Abusive behavior follows a pattern; it happens frequently and is meant to make you question your own thoughts and feelings. It is meant to lower your self esteem. You may feel that you have to do things his/her way in order to keep the peace. He/she may challenge your ideas or actions telling you that the way you do things is “wrong”. Debating which is the better song or team or idea is something every one does, but if your partner insists that you think like he/she does your personal opinions are being limited . By questioning your ideas and thoughts, the abuser makes you vulnerable to his/her influence. After all, you just want to make him/her happy. You just want to show that you love them. When he/she confronts you, you feel that you can diffuse the situation by agreeing to do what he/she wants. This warning sign is a signal that what your partner is doing is not love: it’s control.Let’s look at what you wear. If your boyfriend or girlfriend likes to see you wear a certain style of clothing, that may be fine. She may be able to give you guidance about your style or he may really like to see you in a certain color. But a line is crossed if you feel you have to wear a particular style to avoid a confrontation. He may tell you not to wear revealing clothing because he doesn’t want others looking at you. It’s just easier to put on the jeans than to wear the short shorts so he won’t call you names. This behavior can be abusive because it takes away your personal choice.

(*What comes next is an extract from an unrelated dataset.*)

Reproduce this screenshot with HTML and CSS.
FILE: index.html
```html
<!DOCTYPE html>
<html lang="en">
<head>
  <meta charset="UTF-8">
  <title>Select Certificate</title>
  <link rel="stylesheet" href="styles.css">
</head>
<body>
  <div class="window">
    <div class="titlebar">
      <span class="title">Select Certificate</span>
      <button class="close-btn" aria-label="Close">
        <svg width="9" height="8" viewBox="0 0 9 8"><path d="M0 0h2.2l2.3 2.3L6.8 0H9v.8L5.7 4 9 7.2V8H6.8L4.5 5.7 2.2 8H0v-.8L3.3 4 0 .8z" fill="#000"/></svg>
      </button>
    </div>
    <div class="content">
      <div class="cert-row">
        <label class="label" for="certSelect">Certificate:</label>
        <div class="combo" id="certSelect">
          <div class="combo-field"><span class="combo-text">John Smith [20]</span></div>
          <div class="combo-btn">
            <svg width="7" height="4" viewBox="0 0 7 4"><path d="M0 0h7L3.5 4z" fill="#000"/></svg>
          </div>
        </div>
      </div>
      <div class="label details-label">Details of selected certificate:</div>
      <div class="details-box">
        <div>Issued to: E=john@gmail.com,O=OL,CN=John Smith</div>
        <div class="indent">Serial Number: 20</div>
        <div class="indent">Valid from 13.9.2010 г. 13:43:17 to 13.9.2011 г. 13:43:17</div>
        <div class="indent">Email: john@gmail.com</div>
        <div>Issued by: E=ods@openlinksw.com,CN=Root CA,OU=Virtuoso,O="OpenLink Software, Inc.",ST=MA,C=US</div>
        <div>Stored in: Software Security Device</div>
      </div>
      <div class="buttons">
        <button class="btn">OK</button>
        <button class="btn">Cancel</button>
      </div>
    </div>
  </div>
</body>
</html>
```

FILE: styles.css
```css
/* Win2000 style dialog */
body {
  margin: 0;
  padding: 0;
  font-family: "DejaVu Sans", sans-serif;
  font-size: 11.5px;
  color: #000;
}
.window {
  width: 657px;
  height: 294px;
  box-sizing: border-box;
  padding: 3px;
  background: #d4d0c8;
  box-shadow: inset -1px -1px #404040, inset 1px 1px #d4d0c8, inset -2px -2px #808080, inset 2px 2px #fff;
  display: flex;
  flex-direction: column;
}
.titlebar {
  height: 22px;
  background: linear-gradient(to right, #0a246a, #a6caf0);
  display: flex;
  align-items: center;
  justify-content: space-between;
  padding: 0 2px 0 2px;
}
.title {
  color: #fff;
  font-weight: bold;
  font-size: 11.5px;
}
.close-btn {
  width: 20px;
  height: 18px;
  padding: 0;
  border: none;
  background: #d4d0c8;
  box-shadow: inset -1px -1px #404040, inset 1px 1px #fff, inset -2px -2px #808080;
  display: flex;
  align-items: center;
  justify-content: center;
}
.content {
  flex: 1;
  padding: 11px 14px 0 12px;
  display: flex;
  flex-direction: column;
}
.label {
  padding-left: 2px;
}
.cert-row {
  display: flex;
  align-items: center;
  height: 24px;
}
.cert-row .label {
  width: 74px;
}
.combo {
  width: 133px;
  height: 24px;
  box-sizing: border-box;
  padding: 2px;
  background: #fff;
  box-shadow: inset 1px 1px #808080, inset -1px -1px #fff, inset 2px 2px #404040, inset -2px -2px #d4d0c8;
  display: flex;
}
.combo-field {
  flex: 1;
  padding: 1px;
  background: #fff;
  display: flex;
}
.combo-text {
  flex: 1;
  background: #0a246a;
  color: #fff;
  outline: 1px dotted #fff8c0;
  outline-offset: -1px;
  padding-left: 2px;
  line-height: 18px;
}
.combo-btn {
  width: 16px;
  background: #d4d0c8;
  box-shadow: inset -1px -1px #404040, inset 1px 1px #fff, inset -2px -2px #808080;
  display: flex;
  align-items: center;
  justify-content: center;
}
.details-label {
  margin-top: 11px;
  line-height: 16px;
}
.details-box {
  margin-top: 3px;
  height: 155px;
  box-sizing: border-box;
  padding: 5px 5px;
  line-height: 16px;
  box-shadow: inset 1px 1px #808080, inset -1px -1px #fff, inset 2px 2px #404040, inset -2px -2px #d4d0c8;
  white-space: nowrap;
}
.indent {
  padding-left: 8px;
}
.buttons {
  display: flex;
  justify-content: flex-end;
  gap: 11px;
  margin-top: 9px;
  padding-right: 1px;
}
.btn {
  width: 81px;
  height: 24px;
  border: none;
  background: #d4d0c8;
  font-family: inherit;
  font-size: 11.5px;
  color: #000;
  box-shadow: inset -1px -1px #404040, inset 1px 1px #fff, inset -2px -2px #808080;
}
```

Your partner may convince you to drop your favorite activities or quit your job to spend more time together. At first being together all the time may seem romantic. He only wants us to be able to do more things together. She loves me so much that she can’t bear to be apart. But this is a sign of control. If he/she is with you all the time, he/she can keep tabs on you and control what you do. He/she can keep you away from other influences that might convince you that your relationship isn’t healthy.
Break the Cycle’s Power and Control wheel (at http://www.breakthecycle.org/dating-violence-101) lists various controlling behaviors that fall into this early warning sign category including:

  • Telling you where to go, who to see
  • Telling you what to read
  • Limiting outside involvement and activities
  • Treating you like a servant
  • Making you do illegal things

You need to ask yourself these important questions to determine if your partner may be using controlling behavior:
Does your partner need to know where you are at all times?
Does he/she make all the decisions in your relationship?
Is your partner telling you to quit your job, favorite sport or activity in order to spend more time together?
Does he/she dismiss your opinions?
Does he/she mock your likes or dislikes?
Does he/she tell you what to think?
Do you feel pressured into doing things like sex, drinking or drugs that you would not normally do?

If you determine that these warning signs are part of your relationship, remember: you are not alone. You may not know how to get help. You may be afraid to leave the situation. Abusers know that they can control you emotionally because no one wants to admit that someone else has treated them so poorly. Do not be ashamed. Dating abuse is not your fault. Recognize the signs of dating abuse and get help if your relationship exhibits any of these characteristics. You don’t have to handle this alone. Sharing can save your life. For confidential help, please call the National Teen Dating Abuse Helpline: 1-866-331-9474.

loveisrespect.org, a collaboration of Break the Cycle and the National Teen Dating Abuse Helpline, can now answer your questions and concerns via text message. Simply text “Love Is” to 77054 for confidential help. Normal texting fees apply.


2 Responses to Warning Signs – Control

  1. Crystal Mills says:

    I don’t understand why he tells me I’m f’n nasty, but wants to have sex with me. I make him break the window and now I just asked why and I was crying “childishly” and I made him break the door down.
    I’m very abusive ly to him because I make him so made he has to break things because of my childish ways

  2. Morgan Moon says:

    Thank you for amazing wake up call and allowing me to realise that I am not alone. Reading the info provided by this site has helped me see I am not a looser, I am not broken, and the best thing for me to do is leave…… Now I need the courage! Been isolated to the point of no friends and no family, he says I should not see my parents they are bad people; I say, it is my choice and where is support for what is meaningful to me; isn’t love about listening and wanting the one your with to experience life, love, family, friends, making memories, and not living in fear!